Items from a data source

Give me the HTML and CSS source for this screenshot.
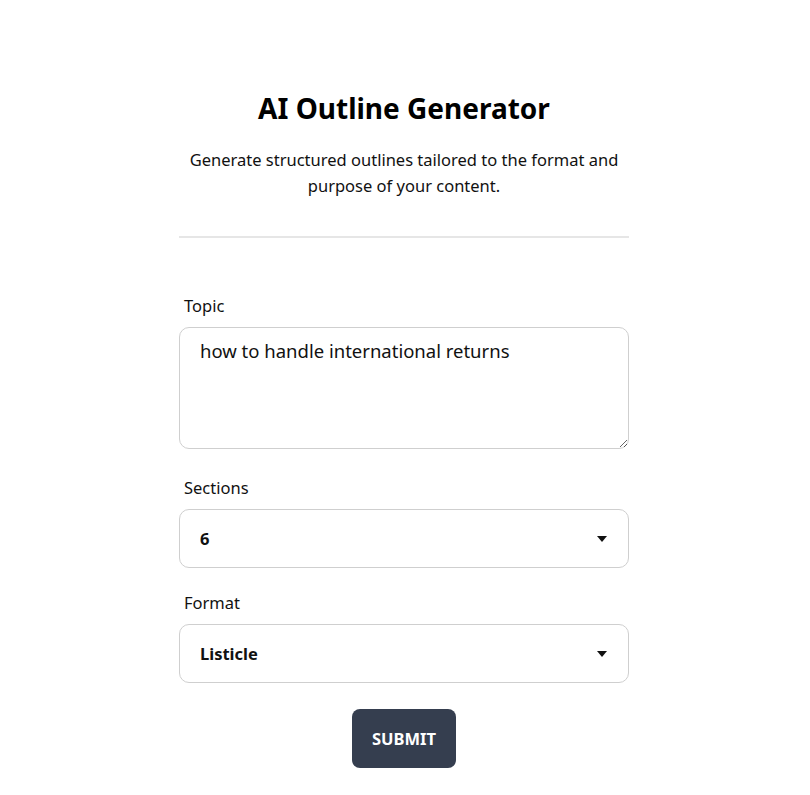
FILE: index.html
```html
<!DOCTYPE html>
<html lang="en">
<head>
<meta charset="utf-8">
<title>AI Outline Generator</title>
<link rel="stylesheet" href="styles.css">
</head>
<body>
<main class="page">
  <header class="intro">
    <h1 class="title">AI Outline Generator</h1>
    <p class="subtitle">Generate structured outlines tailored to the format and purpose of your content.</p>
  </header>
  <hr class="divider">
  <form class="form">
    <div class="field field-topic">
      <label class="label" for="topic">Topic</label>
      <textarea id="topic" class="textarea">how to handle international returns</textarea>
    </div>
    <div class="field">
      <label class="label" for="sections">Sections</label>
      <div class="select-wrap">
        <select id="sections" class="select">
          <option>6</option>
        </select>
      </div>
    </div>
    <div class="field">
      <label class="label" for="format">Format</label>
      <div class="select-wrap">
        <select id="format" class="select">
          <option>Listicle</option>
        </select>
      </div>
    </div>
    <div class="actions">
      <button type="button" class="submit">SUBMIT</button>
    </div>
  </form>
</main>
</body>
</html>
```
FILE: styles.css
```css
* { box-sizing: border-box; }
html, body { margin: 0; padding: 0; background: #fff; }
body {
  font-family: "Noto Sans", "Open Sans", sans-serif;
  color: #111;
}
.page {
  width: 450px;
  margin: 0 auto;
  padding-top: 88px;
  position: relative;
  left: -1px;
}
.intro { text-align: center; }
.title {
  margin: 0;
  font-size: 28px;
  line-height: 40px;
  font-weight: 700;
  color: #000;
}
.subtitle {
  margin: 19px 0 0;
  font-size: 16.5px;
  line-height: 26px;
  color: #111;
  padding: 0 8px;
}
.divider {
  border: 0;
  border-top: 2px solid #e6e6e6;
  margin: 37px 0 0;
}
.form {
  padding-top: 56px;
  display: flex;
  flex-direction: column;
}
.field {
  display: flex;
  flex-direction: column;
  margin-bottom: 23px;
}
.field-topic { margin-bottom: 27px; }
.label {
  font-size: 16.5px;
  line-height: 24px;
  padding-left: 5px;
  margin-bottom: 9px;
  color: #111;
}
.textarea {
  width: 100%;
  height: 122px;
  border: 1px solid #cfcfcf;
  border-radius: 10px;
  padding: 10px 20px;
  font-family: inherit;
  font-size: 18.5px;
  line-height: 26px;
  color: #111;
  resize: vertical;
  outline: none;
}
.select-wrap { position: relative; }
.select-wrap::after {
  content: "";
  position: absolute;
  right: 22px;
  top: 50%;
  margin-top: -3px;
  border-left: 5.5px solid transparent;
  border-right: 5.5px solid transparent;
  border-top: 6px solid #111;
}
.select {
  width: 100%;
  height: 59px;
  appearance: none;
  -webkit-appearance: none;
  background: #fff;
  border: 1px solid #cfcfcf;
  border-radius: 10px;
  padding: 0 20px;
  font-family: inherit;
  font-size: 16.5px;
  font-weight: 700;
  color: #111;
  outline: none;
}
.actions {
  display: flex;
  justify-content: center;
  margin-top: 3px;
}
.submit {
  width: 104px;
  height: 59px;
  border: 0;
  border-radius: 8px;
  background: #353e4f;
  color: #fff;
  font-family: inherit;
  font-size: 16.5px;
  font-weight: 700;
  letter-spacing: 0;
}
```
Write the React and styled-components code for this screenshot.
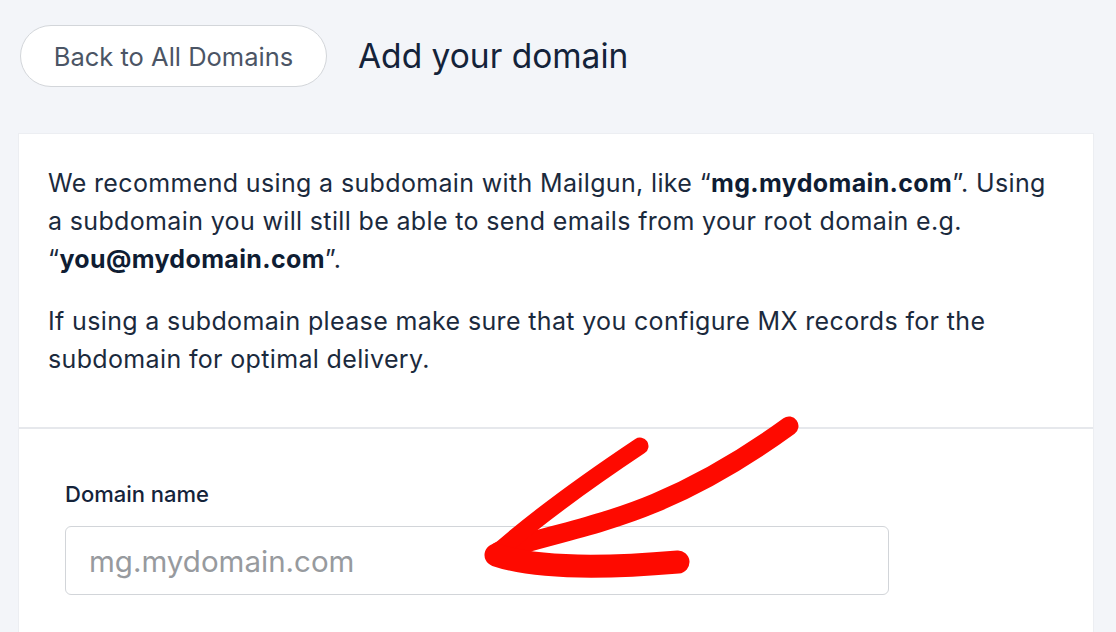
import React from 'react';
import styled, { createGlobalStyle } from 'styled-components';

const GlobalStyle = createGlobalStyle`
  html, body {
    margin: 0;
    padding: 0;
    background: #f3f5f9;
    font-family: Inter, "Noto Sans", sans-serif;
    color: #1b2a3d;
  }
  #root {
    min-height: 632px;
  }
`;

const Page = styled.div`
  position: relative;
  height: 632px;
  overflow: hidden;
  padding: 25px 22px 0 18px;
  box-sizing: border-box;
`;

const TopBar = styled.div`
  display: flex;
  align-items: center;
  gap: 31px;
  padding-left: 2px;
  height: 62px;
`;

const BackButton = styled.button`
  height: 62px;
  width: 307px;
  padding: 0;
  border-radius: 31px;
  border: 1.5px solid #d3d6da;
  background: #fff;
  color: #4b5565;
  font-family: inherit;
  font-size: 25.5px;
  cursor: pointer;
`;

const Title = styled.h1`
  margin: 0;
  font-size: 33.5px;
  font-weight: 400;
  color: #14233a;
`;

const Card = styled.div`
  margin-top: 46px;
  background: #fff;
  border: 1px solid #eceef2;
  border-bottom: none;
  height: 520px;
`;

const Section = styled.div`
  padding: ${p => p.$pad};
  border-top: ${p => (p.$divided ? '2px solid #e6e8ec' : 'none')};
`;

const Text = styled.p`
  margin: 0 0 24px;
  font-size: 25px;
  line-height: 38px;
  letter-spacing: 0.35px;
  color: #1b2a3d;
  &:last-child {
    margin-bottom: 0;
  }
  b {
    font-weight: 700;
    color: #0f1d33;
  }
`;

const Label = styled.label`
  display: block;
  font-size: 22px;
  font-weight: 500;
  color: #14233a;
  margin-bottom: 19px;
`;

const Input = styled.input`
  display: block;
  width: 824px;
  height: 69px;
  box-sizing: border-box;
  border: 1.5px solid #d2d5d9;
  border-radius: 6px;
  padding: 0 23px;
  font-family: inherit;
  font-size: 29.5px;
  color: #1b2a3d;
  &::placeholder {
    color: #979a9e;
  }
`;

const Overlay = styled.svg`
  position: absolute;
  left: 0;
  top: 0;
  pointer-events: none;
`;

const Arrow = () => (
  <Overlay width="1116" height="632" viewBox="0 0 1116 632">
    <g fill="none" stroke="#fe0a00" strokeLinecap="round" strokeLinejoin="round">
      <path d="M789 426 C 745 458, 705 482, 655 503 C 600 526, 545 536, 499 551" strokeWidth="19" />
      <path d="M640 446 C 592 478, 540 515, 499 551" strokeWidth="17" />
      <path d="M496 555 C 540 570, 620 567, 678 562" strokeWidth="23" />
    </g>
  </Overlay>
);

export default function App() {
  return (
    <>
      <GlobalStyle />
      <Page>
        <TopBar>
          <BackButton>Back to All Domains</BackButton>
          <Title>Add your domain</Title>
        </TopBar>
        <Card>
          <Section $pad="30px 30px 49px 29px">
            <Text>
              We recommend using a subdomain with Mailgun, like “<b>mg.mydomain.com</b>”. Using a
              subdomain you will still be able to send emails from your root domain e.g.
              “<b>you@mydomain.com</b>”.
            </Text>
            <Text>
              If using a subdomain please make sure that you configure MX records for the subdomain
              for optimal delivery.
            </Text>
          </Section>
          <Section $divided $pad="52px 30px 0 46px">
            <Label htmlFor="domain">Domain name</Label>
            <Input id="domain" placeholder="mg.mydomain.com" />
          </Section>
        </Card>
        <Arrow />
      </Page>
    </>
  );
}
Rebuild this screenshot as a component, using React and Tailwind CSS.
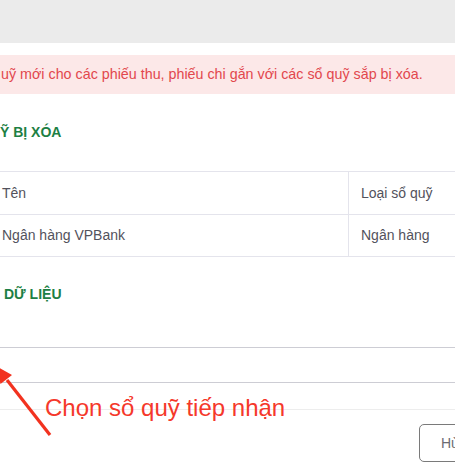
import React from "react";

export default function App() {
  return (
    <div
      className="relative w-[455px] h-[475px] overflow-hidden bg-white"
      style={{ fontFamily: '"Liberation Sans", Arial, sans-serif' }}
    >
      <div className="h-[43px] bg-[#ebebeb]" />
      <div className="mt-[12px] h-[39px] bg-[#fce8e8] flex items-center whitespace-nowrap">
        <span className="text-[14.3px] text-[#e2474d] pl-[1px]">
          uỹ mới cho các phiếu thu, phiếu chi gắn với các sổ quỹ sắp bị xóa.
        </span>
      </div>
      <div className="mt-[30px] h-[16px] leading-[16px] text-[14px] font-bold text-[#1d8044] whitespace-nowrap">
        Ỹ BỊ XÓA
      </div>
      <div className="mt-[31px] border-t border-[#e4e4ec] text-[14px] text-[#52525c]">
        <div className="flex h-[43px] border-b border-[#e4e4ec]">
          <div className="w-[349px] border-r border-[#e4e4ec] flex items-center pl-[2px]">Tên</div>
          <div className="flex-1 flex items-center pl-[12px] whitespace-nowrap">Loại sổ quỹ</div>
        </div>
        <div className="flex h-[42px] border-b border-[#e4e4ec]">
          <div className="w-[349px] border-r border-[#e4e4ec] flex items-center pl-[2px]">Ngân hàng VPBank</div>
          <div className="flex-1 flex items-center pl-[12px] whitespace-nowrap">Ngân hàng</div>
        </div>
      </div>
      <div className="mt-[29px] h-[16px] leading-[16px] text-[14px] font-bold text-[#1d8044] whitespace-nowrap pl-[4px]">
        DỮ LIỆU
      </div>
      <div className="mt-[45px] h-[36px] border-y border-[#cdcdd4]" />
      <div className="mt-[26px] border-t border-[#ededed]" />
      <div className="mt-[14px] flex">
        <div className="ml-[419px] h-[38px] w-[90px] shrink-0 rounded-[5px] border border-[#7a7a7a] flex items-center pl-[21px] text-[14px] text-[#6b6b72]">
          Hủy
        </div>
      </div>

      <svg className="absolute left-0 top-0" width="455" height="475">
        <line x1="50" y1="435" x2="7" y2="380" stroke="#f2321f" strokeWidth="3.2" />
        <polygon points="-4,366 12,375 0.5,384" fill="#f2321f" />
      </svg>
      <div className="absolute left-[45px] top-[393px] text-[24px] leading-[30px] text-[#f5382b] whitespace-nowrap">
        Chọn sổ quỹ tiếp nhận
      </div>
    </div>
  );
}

■ **What is needed**: Copy out all lines from the material above that contain the string "components".

■ **Full response**:
Write the React and styled-components code for this screenshot.
import styled, { createGlobalStyle } from 'styled-components';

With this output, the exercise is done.